▶ Written task:
Images are not part of the copy; transcribe all the data exactly.

▶ Supplied data:
★ ★ ★ ★ ★ ★ ★
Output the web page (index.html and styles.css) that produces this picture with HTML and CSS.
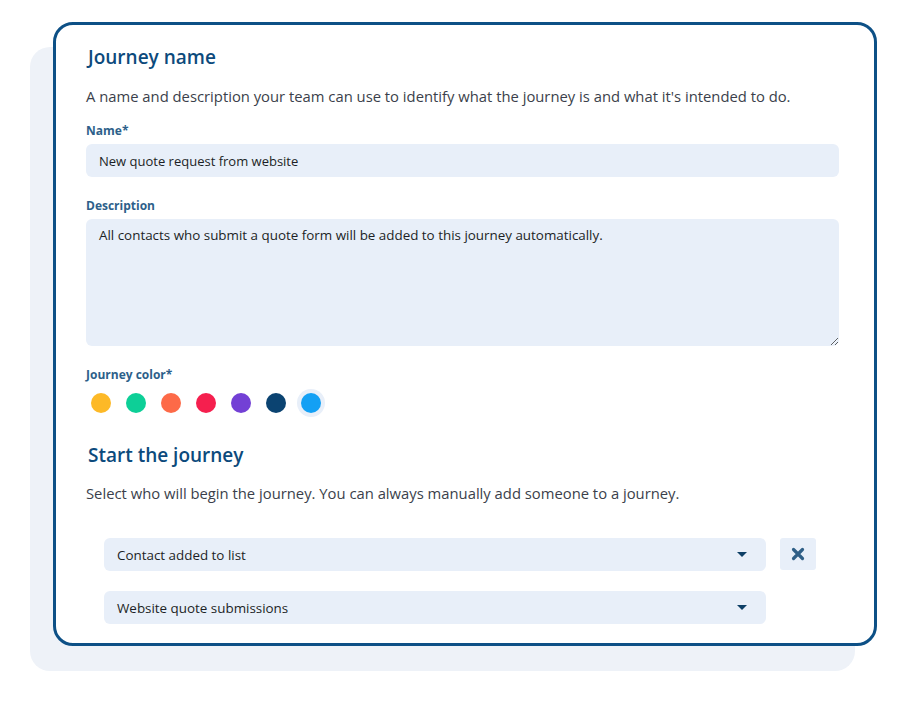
FILE: index.html
```html
<!DOCTYPE html>
<html lang="en">
<head>
    <meta charset="UTF-8">
    <meta name="viewport" content="width=device-width, initial-scale=1.0">
    <link rel="stylesheet" href="styles.css">
</head>
<body>
    <div class="stage">
        <div class="journeyCard">
            <h2 class="sectionTitle">Journey name</h2>
            <p class="sectionText">A name and description your team can use to identify what the journey is and what it's intended to do.</p>

            <label class="fieldLabel" for="journeyName">Name*</label>
            <input class="fieldInput" id="journeyName" type="text" value="New quote request from website">

            <label class="fieldLabel descLabel" for="journeyDesc">Description</label>
            <textarea class="fieldInput fieldArea" id="journeyDesc">All contacts who submit a quote form will be added to this journey automatically.</textarea>

            <div class="fieldLabel colorLabel">Journey color*</div>
            <div class="colorRow">
                <span class="swatch"><span class="dot" style="background:#fdb927"></span></span>
                <span class="swatch"><span class="dot" style="background:#0dcf97"></span></span>
                <span class="swatch"><span class="dot" style="background:#fd6a48"></span></span>
                <span class="swatch"><span class="dot" style="background:#f51f4e"></span></span>
                <span class="swatch"><span class="dot" style="background:#7340d5"></span></span>
                <span class="swatch"><span class="dot" style="background:#0b4371"></span></span>
                <span class="swatch selected"><span class="dot" style="background:#13a0f4"></span></span>
            </div>

            <h2 class="sectionTitle startTitle">Start the journey</h2>
            <p class="sectionText startText">Select who will begin the journey. You can always manually add someone to a journey.</p>

            <div class="triggerList">
                <div class="triggerRow">
                    <div class="selectBox">
                        <span>Contact added to list</span>
                        <span class="caret"></span>
                    </div>
                    <button class="removeBtn">
                        <svg width="14" height="14" viewBox="0 0 14 14">
                            <path d="M2.5 2.5 L11.5 11.5 M11.5 2.5 L2.5 11.5" stroke="#2f5f87" stroke-width="3.2" stroke-linecap="round"/>
                        </svg>
                    </button>
                </div>
                <div class="triggerRow">
                    <div class="selectBox">
                        <span>Website quote submissions</span>
                        <span class="caret"></span>
                    </div>
                </div>
            </div>
        </div>
    </div>
</body>
</html>
```

FILE: styles.css
```css
body {
    margin: 0px;
    background-color: #ffffff;
    font-family: "Open Sans", Lato, Arial, sans-serif;
}
.stage {
    isolation: isolate;
    padding: 22px 0 56px 53px;
}
.journeyCard {
    position: relative;
    box-sizing: border-box;
    width: 824px;
    height: 624px;
    padding: 20px 36px 0 30px;
    background-color: #ffffff;
    border: 3px solid #0d5086;
    border-radius: 20px;
}
/* soft panel sitting behind the card */
.journeyCard::before {
    content: '';
    position: absolute;
    left: -26px;
    top: 22px;
    width: 825px;
    height: 624px;
    background-color: #eef2f8;
    border-radius: 20px;
    z-index: -1;
}
.sectionTitle {
    margin: 0 0 0 2px;
    font-size: 19px;
    line-height: 24px;
    font-weight: 600;
    color: #0c4a7c;
}
.sectionText {
    margin: 17px 0 0 0;
    font-size: 14.8px;
    line-height: 20px;
    color: #3b3f4b;
}
.fieldLabel {
    display: block;
    margin-top: 17px;
    font-size: 12px;
    line-height: 16px;
    font-weight: 700;
    color: #2d5f8a;
}
.descLabel,
.colorLabel {
    margin-top: 21px;
}
.fieldInput {
    display: block;
    box-sizing: border-box;
    width: 753px;
    height: 33px;
    margin-top: 5px;
    padding: 0 13px;
    border: none;
    border-radius: 6px;
    background-color: #e8eff9;
    font-family: "Open Sans", Lato, Arial, sans-serif;
    font-size: 13px;
    color: #1c1f26;
    outline: none;
}
.fieldArea {
    height: 127px;
    padding-top: 8px;
    font-size: 13.4px;
    line-height: 17px;
    resize: vertical;
}
.colorRow {
    display: flex;
    gap: 7px;
    margin-top: 6px;
    padding-left: 1px;
}
.swatch {
    display: flex;
    align-items: center;
    justify-content: center;
    width: 28px;
    height: 28px;
    border-radius: 50%;
}
.swatch.selected {
    background-color: #e8eff9;
}
.dot {
    width: 20px;
    height: 20px;
    border-radius: 50%;
}
.startTitle {
    margin-top: 26px;
}
.startText {
    margin-top: 16px;
}
.triggerList {
    display: flex;
    flex-direction: column;
    gap: 20px;
    margin-top: 35px;
    padding-left: 18px;
}
.triggerRow {
    display: flex;
    align-items: flex-start;
    gap: 14px;
}
.selectBox {
    display: flex;
    align-items: center;
    justify-content: space-between;
    box-sizing: border-box;
    width: 662px;
    height: 33px;
    padding: 0 19px 0 13px;
    border-radius: 6px;
    background-color: #e8eff9;
    font-size: 13.4px;
    color: #1c1f26;
}
.caret {
    width: 0;
    height: 0;
    border-left: 5px solid transparent;
    border-right: 5px solid transparent;
    border-top: 5px solid #0d3f66;
}
.removeBtn {
    display: flex;
    align-items: center;
    justify-content: center;
    width: 36px;
    height: 32px;
    padding: 0;
    border: none;
    border-radius: 3px;
    background-color: #e8eff9;
}
```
★ ★ ★ ★ ★ ★ ★
▶ Task result:
Output the web page (index.html and styles.css) that produces this picture with HTML and CSS.
FILE: index.html
```html
<!DOCTYPE html>
<html lang="en">
<head>
    <meta charset="UTF-8">
    <meta name="viewport" content="width=device-width, initial-scale=1.0">
    <link rel="stylesheet" href="styles.css">
</head>
<body>
    <div class="stage">
        <div class="journeyCard">
            <h2 class="sectionTitle">Journey name</h2>
            <p class="sectionText">A name and description your team can use to identify what the journey is and what it's intended to do.</p>

            <label class="fieldLabel" for="journeyName">Name*</label>
            <input class="fieldInput" id="journeyName" type="text" value="New quote request from website">

            <label class="fieldLabel descLabel" for="journeyDesc">Description</label>
            <textarea class="fieldInput fieldArea" id="journeyDesc">All contacts who submit a quote form will be added to this journey automatically.</textarea>

            <div class="fieldLabel colorLabel">Journey color*</div>
            <div class="colorRow">
                <span class="swatch"><span class="dot" style="background:#fdb927"></span></span>
                <span class="swatch"><span class="dot" style="background:#0dcf97"></span></span>
                <span class="swatch"><span class="dot" style="background:#fd6a48"></span></span>
                <span class="swatch"><span class="dot" style="background:#f51f4e"></span></span>
                <span class="swatch"><span class="dot" style="background:#7340d5"></span></span>
                <span class="swatch"><span class="dot" style="background:#0b4371"></span></span>
                <span class="swatch selected"><span class="dot" style="background:#13a0f4"></span></span>
            </div>

            <h2 class="sectionTitle startTitle">Start the journey</h2>
            <p class="sectionText startText">Select who will begin the journey. You can always manually add someone to a journey.</p>

            <div class="triggerList">
                <div class="triggerRow">
                    <div class="selectBox">
                        <span>Contact added to list</span>
                        <span class="caret"></span>
                    </div>
                    <button class="removeBtn">
                        <svg width="14" height="14" viewBox="0 0 14 14">
                            <path d="M2.5 2.5 L11.5 11.5 M11.5 2.5 L2.5 11.5" stroke="#2f5f87" stroke-width="3.2" stroke-linecap="round"/>
                        </svg>
                    </button>
                </div>
                <div class="triggerRow">
                    <div class="selectBox">
                        <span>Website quote submissions</span>
                        <span class="caret"></span>
                    </div>
                </div>
            </div>
        </div>
    </div>
</body>
</html>
```

FILE: styles.css
```css
body {
    margin: 0px;
    background-color: #ffffff;
    font-family: "Open Sans", Lato, Arial, sans-serif;
}
.stage {
    isolation: isolate;
    padding: 22px 0 56px 53px;
}
.journeyCard {
    position: relative;
    box-sizing: border-box;
    width: 824px;
    height: 624px;
    padding: 20px 36px 0 30px;
    background-color: #ffffff;
    border: 3px solid #0d5086;
    border-radius: 20px;
}
/* soft panel sitting behind the card */
.journeyCard::before {
    content: '';
    position: absolute;
    left: -26px;
    top: 22px;
    width: 825px;
    height: 624px;
    background-color: #eef2f8;
    border-radius: 20px;
    z-index: -1;
}
.sectionTitle {
    margin: 0 0 0 2px;
    font-size: 19px;
    line-height: 24px;
    font-weight: 600;
    color: #0c4a7c;
}
.sectionText {
    margin: 17px 0 0 0;
    font-size: 14.8px;
    line-height: 20px;
    color: #3b3f4b;
}
.fieldLabel {
    display: block;
    margin-top: 17px;
    font-size: 12px;
    line-height: 16px;
    font-weight: 700;
    color: #2d5f8a;
}
.descLabel,
.colorLabel {
    margin-top: 21px;
}
.fieldInput {
    display: block;
    box-sizing: border-box;
    width: 753px;
    height: 33px;
    margin-top: 5px;
    padding: 0 13px;
    border: none;
    border-radius: 6px;
    background-color: #e8eff9;
    font-family: "Open Sans", Lato, Arial, sans-serif;
    font-size: 13px;
    color: #1c1f26;
    outline: none;
}
.fieldArea {
    height: 127px;
    padding-top: 8px;
    font-size: 13.4px;
    line-height: 17px;
    resize: vertical;
}
.colorRow {
    display: flex;
    gap: 7px;
    margin-top: 6px;
    padding-left: 1px;
}
.swatch {
    display: flex;
    align-items: center;
    justify-content: center;
    width: 28px;
    height: 28px;
    border-radius: 50%;
}
.swatch.selected {
    background-color: #e8eff9;
}
.dot {
    width: 20px;
    height: 20px;
    border-radius: 50%;
}
.startTitle {
    margin-top: 26px;
}
.startText {
    margin-top: 16px;
}
.triggerList {
    display: flex;
    flex-direction: column;
    gap: 20px;
    margin-top: 35px;
    padding-left: 18px;
}
.triggerRow {
    display: flex;
    align-items: flex-start;
    gap: 14px;
}
.selectBox {
    display: flex;
    align-items: center;
    justify-content: space-between;
    box-sizing: border-box;
    width: 662px;
    height: 33px;
    padding: 0 19px 0 13px;
    border-radius: 6px;
    background-color: #e8eff9;
    font-size: 13.4px;
    color: #1c1f26;
}
.caret {
    width: 0;
    height: 0;
    border-left: 5px solid transparent;
    border-right: 5px solid transparent;
    border-top: 5px solid #0d3f66;
}
.removeBtn {
    display: flex;
    align-items: center;
    justify-content: center;
    width: 36px;
    height: 32px;
    padding: 0;
    border: none;
    border-radius: 3px;
    background-color: #e8eff9;
}
```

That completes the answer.